Translating policy into practice begins with education and engagement on site. Project teams should hold orientation sessions that explain slave-free commitments, audit processes, and grievance mechanisms so every stakeholder understands their role. Site managers can integrate labor standards into daily routines, ensuring workers have safe access to rest areas, bathrooms, and protective equipment. Additionally, subcontractors must align with the main contract’s ethics requirements, creating a unified standard across all levels of work. By embedding these expectations into performance reviews and biweekly reporting, the project maintains momentum and reframes ethical procurement as a core project metric rather than a peripheral concern.

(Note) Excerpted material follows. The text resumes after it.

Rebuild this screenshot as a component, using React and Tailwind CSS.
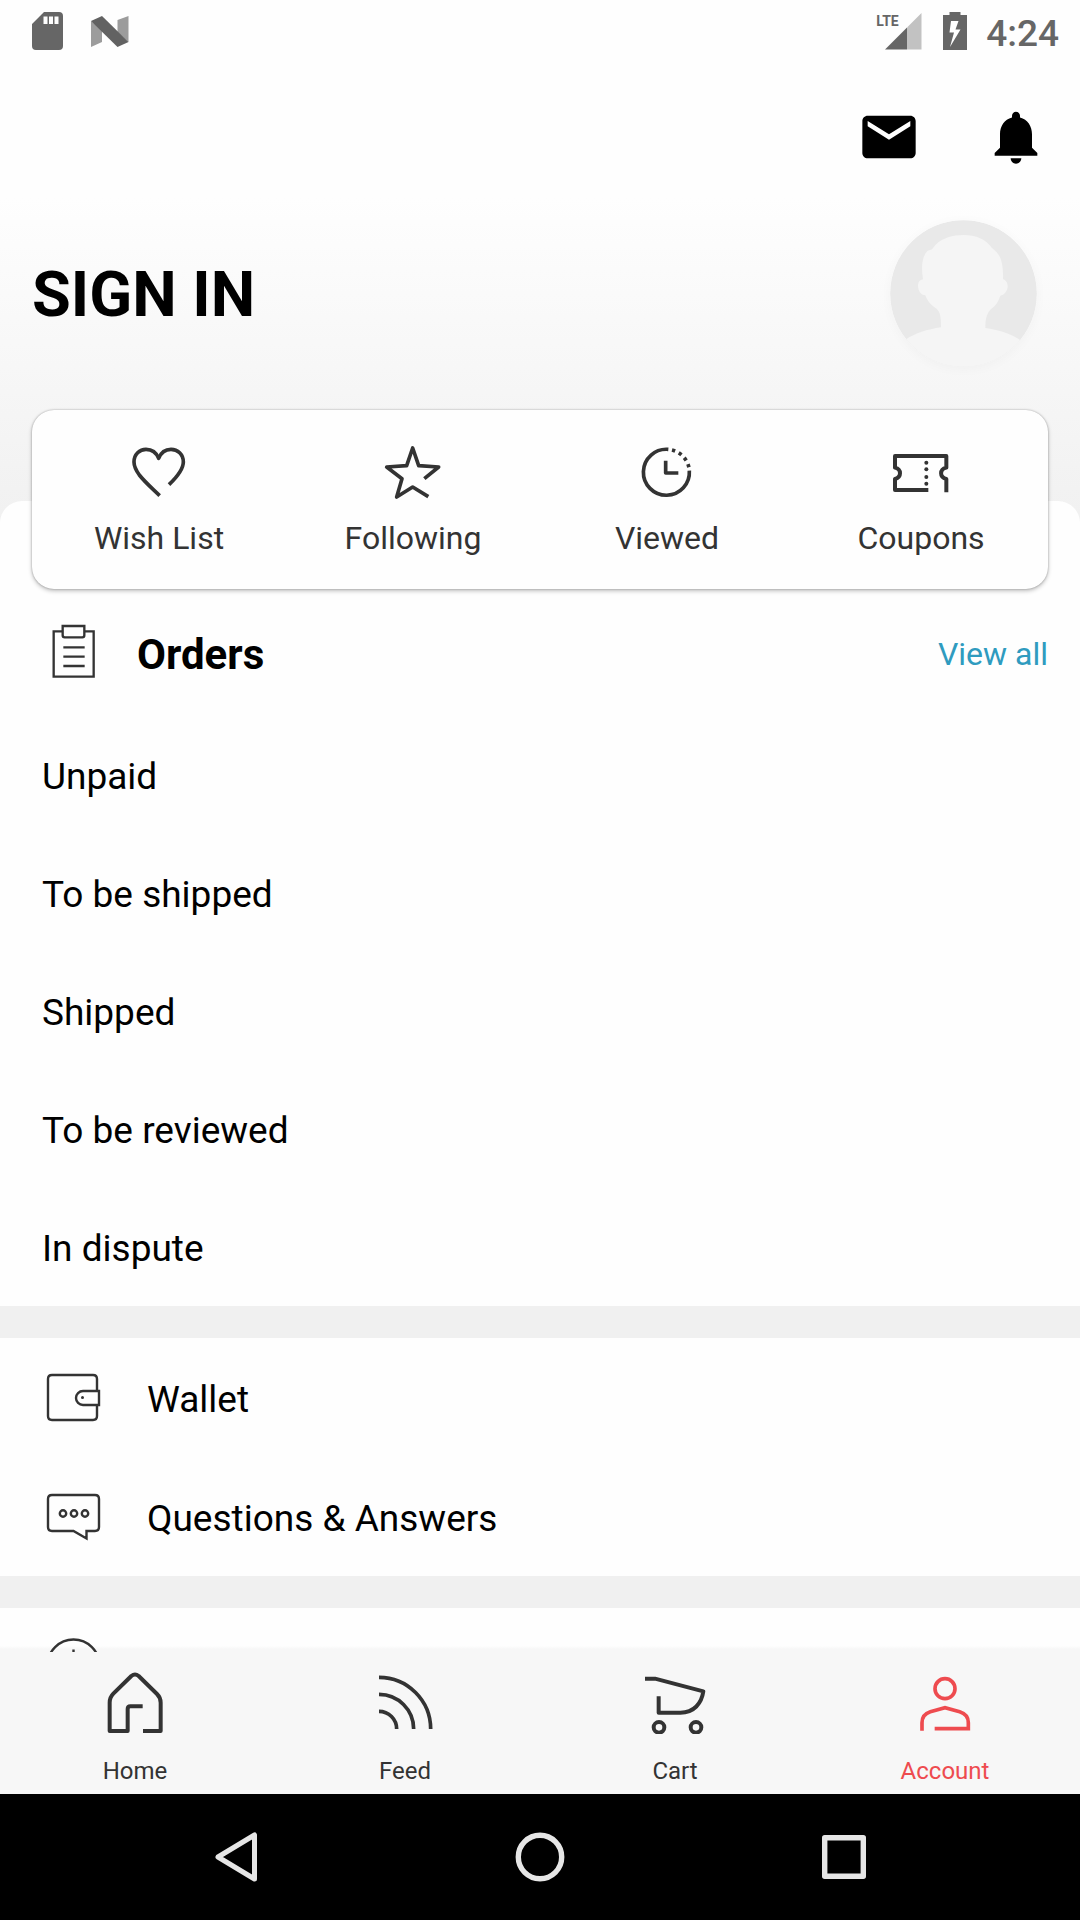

Community engagement strengthens accountability and trust. Designers and builders can partner with local labor advocates, unions, and community groups to monitor working conditions and voice concerns. Public disclosures about supplier sources and remediation actions build trust with clients and residents who live near construction sites. When communities see visible evidence of ethical procurement—traceable materials, audited factories, and fair labor practices—it reinforces the architectural narrative of responsible design. This collaborative approach also helps uncover hidden risks linked to remote suppliers and complex logistics, enabling proactive risk mitigation and more robust supply chain governance.
Measuring impact requires a balanced scorecard that captures labor rights, environmental performance, and design quality. Key indicators might include the share of materials with verifiable slave-free certifications, the incidence of labor grievances resolved within a defined timeframe, and improvements in worker safety metrics at supplier facilities. Regular audits should be followed by transparent public remediation plans, with progress tracked over multiple project phases. Feedback loops from on-site teams and external observers inform policy updates, ensuring that ethical procurement keeps pace with evolving standards. Long-term success depends on institutional memory, learning from each project, and iterating contracts to close any emerging gaps.
Finally, leadership commitment anchors every policy. Senior stakeholders must publicly endorse slave-free sourcing, allocate resources for audits and supplier development, and model ethical decision-making. This top-down support legitimizes tough choices—such as rejecting a cheaper, ethically questionable material in favor of a higher-standard alternative. The most enduring policies blend mandatory requirements with incentives for innovation, encouraging suppliers to invest in fair labor practices and safer production methods. When design leadership prioritizes human dignity as a core value, the built environment becomes a powerful testament to ethics, beauty, and responsible prosperity for all who contribute to its creation.